The contact of science with business often raises stereotypes of: “a scientist detached from the reality” and “greedy, ignorant businessman who does not understand the ideas presented to him, and in particular does not see their obvious genius.” They are partly caused by communication problems, in particular regarding the goals and roles of both parties during cooperation.
If a scientist says “I would like to profit from my invention”, then most often he means one of two things:
– “I invented this and now I would like to sell it to people” or
– “I invented this and now I would like someone to pay me for it”.
A common communication problem is that the scientist means the latter, while the investor (for example from a venture capital fund) assumes that the scientist means the former. What the researcher wants to do in the first case is to establish a company whose business will be to provide customers with goods or services based on the developed technology, while what he wants to do in the second case is to sell or license his technology. It is important to think about this issue and define your intentions, because this decision implies what benefits can be expected, what will be the necessary degree of your involvement and who should you present your idea to.
Choosing the first way, i.e. starting a business based on your invention, has a number of advantages, of which the possibility of creating a profitable business is certainly not the least important. Simplifying slightly, it can be said that the sale of licenses generally brings lower profits than its independent commercialization, because the buyer of technology will always purchase it at a price lower than the expected profits from its use. If the founder chooses to introduce technology to the market himself, it will inevitably introduce far-reaching improvements. During the market implementation, the technology will become much more mature, because its development will be based on the reactions of real customers. This increases the value of the technological solution, if in the future the author will want to sell it. The value of “bare idea” is lower than the value of the same idea, which has already passed the crash-test against market realities.

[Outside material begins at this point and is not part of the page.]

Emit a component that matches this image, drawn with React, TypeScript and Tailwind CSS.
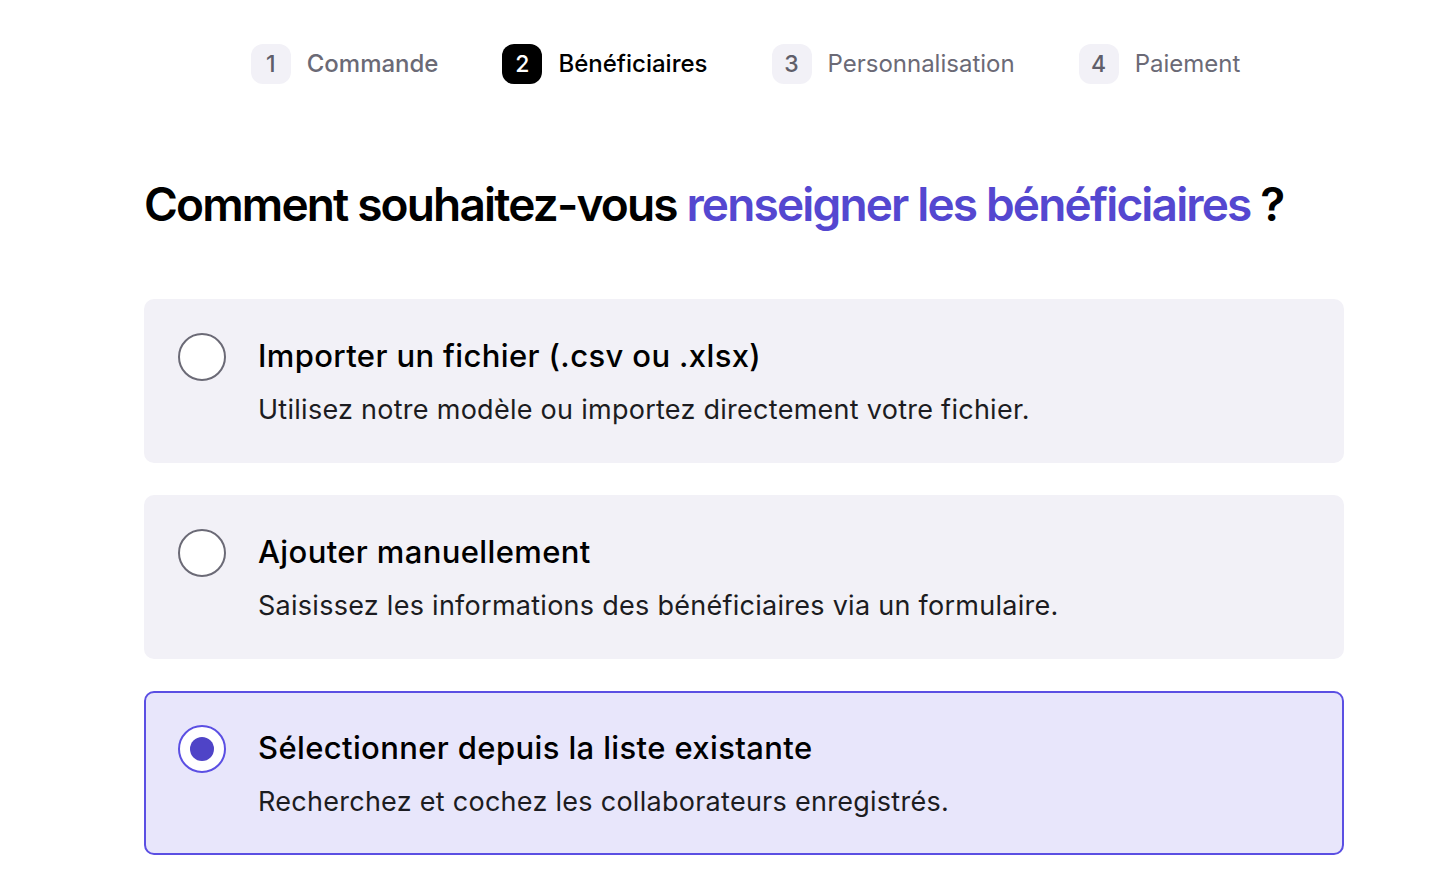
import { useState } from "react"

const steps = [
  { n: 1, label: "Commande", state: "done" },
  { n: 2, label: "Bénéficiaires", state: "current" },
  { n: 3, label: "Personnalisation", state: "todo" },
  { n: 4, label: "Paiement", state: "todo" },
]

const options = [
  {
    id: "import",
    title: "Importer un fichier (.csv ou .xlsx)",
    desc: "Utilisez notre modèle ou importez directement votre fichier.",
  },
  {
    id: "manual",
    title: "Ajouter manuellement",
    desc: "Saisissez les informations des bénéficiaires via un formulaire.",
  },
  {
    id: "list",
    title: "Sélectionner depuis la liste existante",
    desc: "Recherchez et cochez les collaborateurs enregistrés.",
  },
]

export default function App() {
  const [selected, setSelected] = useState("list")

  return (
    <div className="min-h-screen bg-white font-['Inter',sans-serif] text-black">
      <div className="ml-[144px] w-[1200px]">
        <nav className="flex justify-center gap-16 pt-11 pl-[3px]">
          {steps.map((s) => (
            <div key={s.n} className="flex items-center gap-4">
              <span
                className={
                  s.state === "current"
                    ? "flex h-10 w-10 items-center justify-center rounded-xl bg-black text-[23px] font-medium text-white"
                    : "flex h-10 w-10 items-center justify-center rounded-xl bg-[#f2f1f7] text-[23px] font-medium text-[#5f5e6a]"
                }
              >
                {s.n}
              </span>
              <span
                className={
                  s.state === "current"
                    ? "text-[24px] font-medium text-black"
                    : s.state === "done"
                      ? "text-[24px] font-medium text-[#6b6a76]"
                      : "text-[24px] text-[#6b6a76]"
                }
              >
                {s.label}
              </span>
            </div>
          ))}
        </nav>

        <main className="pt-[92px]">
          <h1 className="text-[46px] font-semibold leading-[56px] tracking-[-0.04em]">
            Comment souhaitez-vous{" "}
            <span className="text-[#5447d0]">renseigner les bénéficiaires</span> ?
          </h1>

          <div className="mt-[67px] flex flex-col gap-8">
            {options.map((o) => {
              const active = selected === o.id
              return (
                <button
                  key={o.id}
                  onClick={() => setSelected(o.id)}
                  className={
                    active
                      ? "flex h-[164px] items-start gap-8 rounded-[10px] border-2 border-[#5b4fe3] bg-[#e8e6fb] pl-[32px] pt-[32px] text-left"
                      : "flex h-[164px] items-start gap-8 rounded-[10px] border-2 border-transparent bg-[#f2f1f7] pl-[32px] pt-[32px] text-left"
                  }
                >
                  <span
                    className={
                      active
                        ? "flex h-12 w-12 shrink-0 items-center justify-center rounded-full border-2 border-[#5b4fe3] bg-white"
                        : "flex h-12 w-12 shrink-0 items-center justify-center rounded-full border-2 border-[#6b6a76] bg-white"
                    }
                  >
                    {active && <span className="h-6 w-6 rounded-full bg-[#4f44c7]" />}
                  </span>
                  <span className="flex flex-col pt-[3px]">
                    <span className="text-[31px] font-medium leading-[40px] tracking-[0.012em]">
                      {o.title}
                    </span>
                    <span className="mt-4 text-[27px] leading-[36px] tracking-[0.01em] text-[#1c1c21]">
                      {o.desc}
                    </span>
                  </span>
                </button>
              )
            })}
          </div>
        </main>
      </div>
    </div>
  )
}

Selling your technology also has some advantages. One of them is the transfer of uncertainty and risk related to its future market results to the buyer. In addition, the level of involvement of the inventor in the commercialization project, the time and effort required in the process of introducing technology to the market is always considerable. It may even mean it will be necessary to give up your scientific work to get fully involved in running a business. Certainly not every scientist is willing to change his career path, nor is he necessarily predisposed to be a businessperson. The sale or licensing of technologies definitely reduces the need for the inventor to be personally involved in a commercialization project.
What the venture capital fund does not deal with is the second of the commercialization routes described above. If an inventor comes to the venture capital fund with the attitude: “I have developed my invention, and now you make it into a business” he will be seriously disappointed. The operation of the fund is definitely aimed at the originators who chose the first way – independent development of the project. The concept of “smart money” underlines the importance of a set of additional resources and skills that a good investor brings to the company in addition to money. One of them is business experience. However, the advice and assistance that an investor provides to an inventor in financial, legal, strategic or supervisory matters should not be equated with the removal of managerial responsibilities from him. Scientists not particularly predisposed to develop a business are not necessarily in a lost position. They can compensate their shortcomings by properly selecting a partner or partners. Legendary tandems, such as Wozniak and Jobs or Hewlett and Packard, perfectly illustrate the idea of matching partners with complementary competences. A good venture capital fund is sometimes able to help the originator even in this task. For sure, however, it will not deal with the commercialization of the project on its own.
An inventor who definitely does not intend to take a personal role in building a business based on his invention, has a number of possibilities for its commercial use. He can sell intellectual property rights and receive a one-time payment. He can also actively manage his intellectual property by granting licenses for its use. By properly building license agreements, he can derive financial benefits from his invention without losing his property rights. However, in this situation the more appropriate partner for the researcher will be the technology transfer center, not a venture capital fund.